The Fractal American Moiety











From the Olympia Co-op Blog, a beautifully colored American small-scale moiety.

I'm out of my depth when it comes to anthropological theory, but this is just a blog and on this blog I've thrown around the term "moiety," so much so that it has it's own label. Here I go again, so maybe it's time to explain my loose use of the word.



In old school anthropology (and maybe today for all I know), students were taught about "moiety" in context of kinship. It means a society divided into two--not one or many, but two--kin groups. The US cannot be divided into two kin groups, but if you replace physical procreation with cultural and political affinities, you can see a dichotomous framework that looks like a moiety, right down to the use of identifying symbols. Is your state Red of Blue? Is your totem the Donkey or the Elephant?*



In our moiety system, Americans do allow for a third group of unaffiliated folks like the "independent voters" who may bend one way or the other with the winds of change, but we do not tend to abide true Third Ways. In the political dimension, for example, third parties remain too small to be important and persistent; they don't even hold the coalition-building power that small parties enjoy in some democracies. The American moiety does allow individuals to switch groups, the "convert" is a well-known character--admired by the new group and apostate among the others--but usually a more powerful figure than the iconoclast or would-be leader of a third group.



So why the pie chart depicting a vote within the Olympia Food Co-op? Aren't they Deep Blue, the Donkey's left flank?
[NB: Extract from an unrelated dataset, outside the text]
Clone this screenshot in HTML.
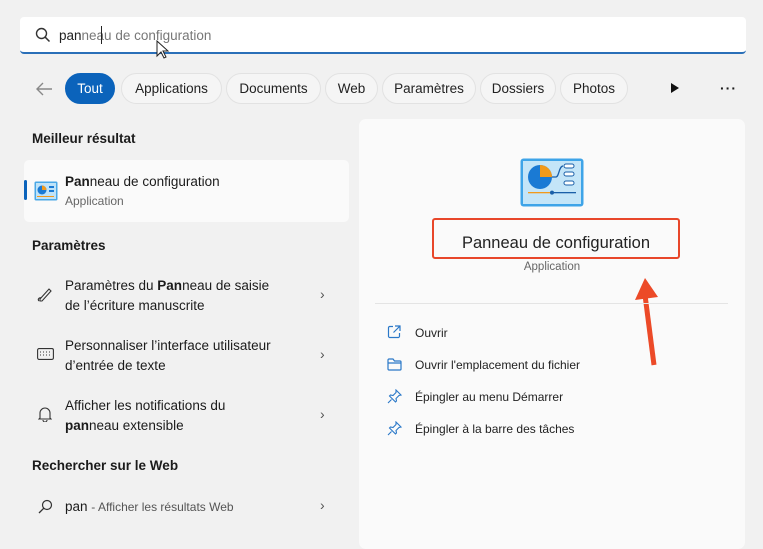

I'm not insinuating that there is an NRA sleeper cell in this august progressive co-operative, am I?



Nope.



I'm realizing that the American moiety may behave like a fractal. Specifically, it has the quality of self-similarity, meaning that the pattern repeats at any scale. On a national level, we may be red or blue. Washington state replicates that divide (blue has dominated for a while--nothing requires a moiety to be equal), even if our hues differ a little from the national average. Locally, as this graph so beautifully represents, even a liberal community can find itself divided (about evenly, assuming the "medium cost" group does not come down too far one way or another) along a dipole framework with "any cost" at one end and "no cost" at the other.



The national divorce rate suggests that a group of two experiences difficulty maintaining a functioning analog to a moiety, although it does happen. Between a group of two and a nation of 300 million or so, the affinal moiety shows up again and again.



* DISCLAIMER: Of course I don't hold that the moiety is total, or that it is even useful for all anthropological-ish musings. Like many theoretical concepts, it typically dissolves under serious examination, it can be simplistic and absurd. In other words, perfect for a blog.